What Medicare doesn’t cover

No matter what type of Medicare plan you choose, certain services aren’t covered. These can include:

  • Hearing aids
  • Overseas care
  • Podiatry (foot care)
  • Cosmetic procedures
  • Chiropractic care

The difference between Medicare and Medicaid

Medicare is federal health insurance for anyone age 65 and older. Medicaid is a joint federal and state program that provides health coverage for some people with limited income and resources.  Medicaid offers benefits, like nursing home care, personal care services and help pay for Medicare premiums and other costs.

When you can sign up for Medicare

There is a seven-month window you can sign up for Medicare. This is known as the initial coverage election period (ICEP). If you plan to work past age 65, these times can differ: 

  • Three months before your 65th birthday
  • The month of your 65th birthday
  • Three months after your birthday

You may have noticed that Medicare seems to be everywhere during the fall. That’s because the annual enrollment period (AEP) is October 15 through December 7.

Medicare Advantage has an open enrollment period (OEP) from January 1 through March 31. 

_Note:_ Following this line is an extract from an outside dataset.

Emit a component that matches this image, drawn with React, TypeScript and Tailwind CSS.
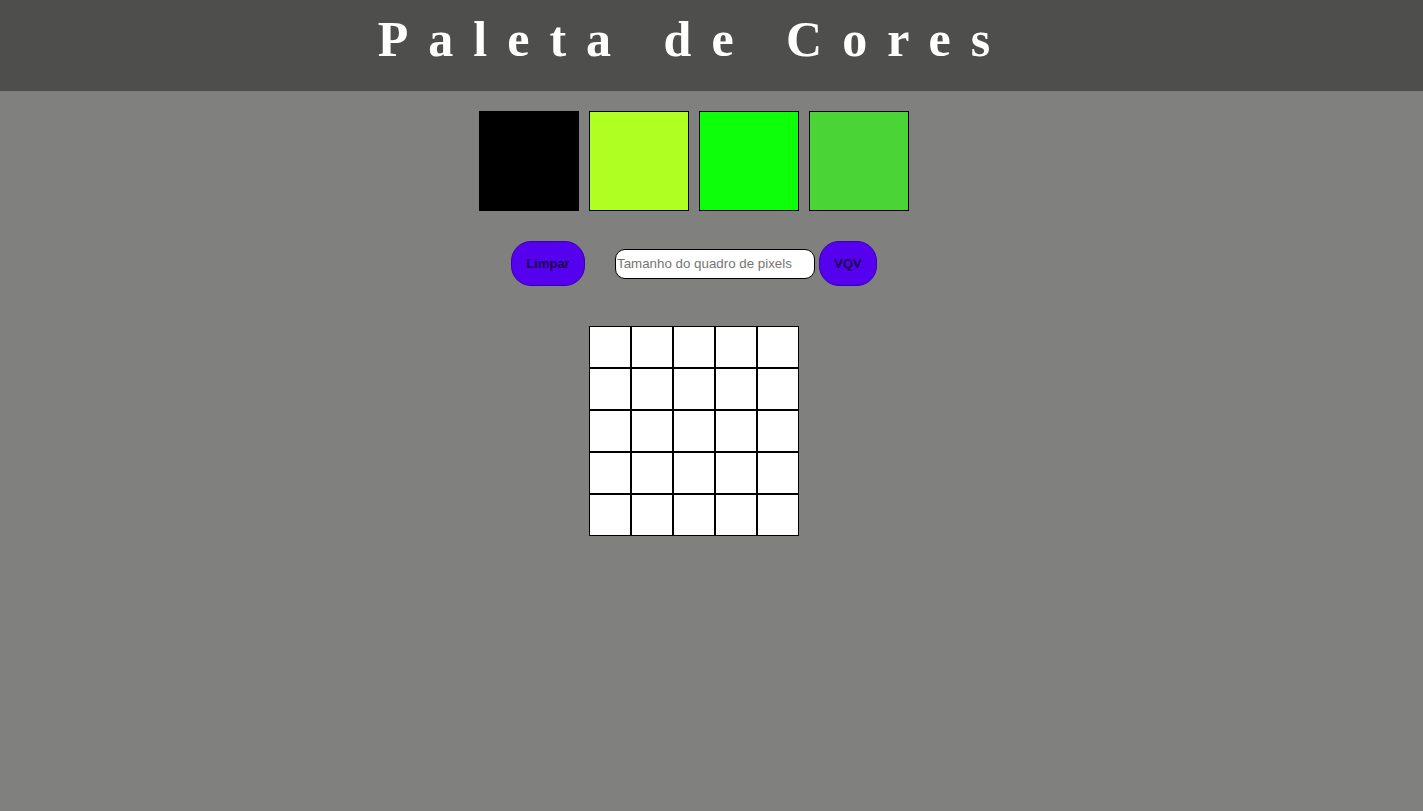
import React from 'react';

const palette = ['bg-[#000000]', 'bg-[#b0ff22]', 'bg-[#0eff0a]', 'bg-[#4ad435]'];

export default function App() {
  const cells = Array.from({ length: 25 });

  return (
    <div className="min-h-screen bg-[#80807e] font-['Liberation_Sans',Arial,sans-serif]">
      <header className="h-[91px] bg-[#4e4e4c]">
        <div className="w-[1388px] text-center">
          <h1 className="pt-[10px] text-[50px] leading-[58px] font-bold tracking-[20px] text-white font-['Liberation_Serif','Times_New_Roman',serif]">
            Paleta de Cores
          </h1>
        </div>
      </header>

      <main className="w-[1388px] flex flex-col items-center">
        <section className="mt-[20px] flex gap-[10px]">
          {palette.map((bg) => (
            <div key={bg} className={`w-[100px] h-[100px] box-border border border-black ${bg}`} />
          ))}
        </section>

        <section className="mt-[30px] flex items-center">
          <button className="w-[74px] h-[45px] rounded-[20px] border border-[#3a00b0] bg-[#5500ee] text-[13px] font-bold text-[#1a0050]">
            Limpar
          </button>
          <input
            type="text"
            placeholder="Tamanho do quadro de pixels"
            className="ml-[30px] w-[200px] h-[30px] rounded-[10px] border border-black bg-white px-[1px] text-[13.33px] text-black placeholder:text-[#757575] outline-none"
          />
          <button className="ml-[4px] w-[58px] h-[45px] rounded-[20px] border border-[#3a00b0] bg-[#5500ee] text-[13px] font-bold text-[#1a0050]">
            VQV
          </button>
        </section>

        <section className="mt-[40px] grid grid-cols-5 w-[210px]">
          {cells.map((_, i) => (
            <div key={i} className="w-[42px] h-[42px] box-border border border-black bg-white" />
          ))}
        </section>
      </main>
    </div>
  );
}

What plan will be right for you?

Everybody has different needs, and Medicare plans were designed to meet those changing needs. That’s why it’s important to pick the coverage that works for you. Here are important things to consider when thinking about your options: 

  • Costs - Keep these expenses in mind:
    • Monthly premiums
    • Copays, coinsurance, deductibles and out-of-pocket costs
    • Your prescription drugs
  • Network  - See if the plan includes:
    • The hospital and health care facilities you use
    • Your primary care provider
    • Any specialists you see
    • Your pharmacy
  • Extras – Think about what else you may need:
    • Dental
    • Vision
    • Hearing
    • Fitness membership

Clear as mud?

If your head is spinning, don’t worry. There are a wealth of resources available to help you when the time comes to sign up for Medicare. When you become eligible, websites like and AARP provide up-to-date, accurate information about coverage and delivery options, including supplemental health insurance, Medicare health plans and prescription drug coverage.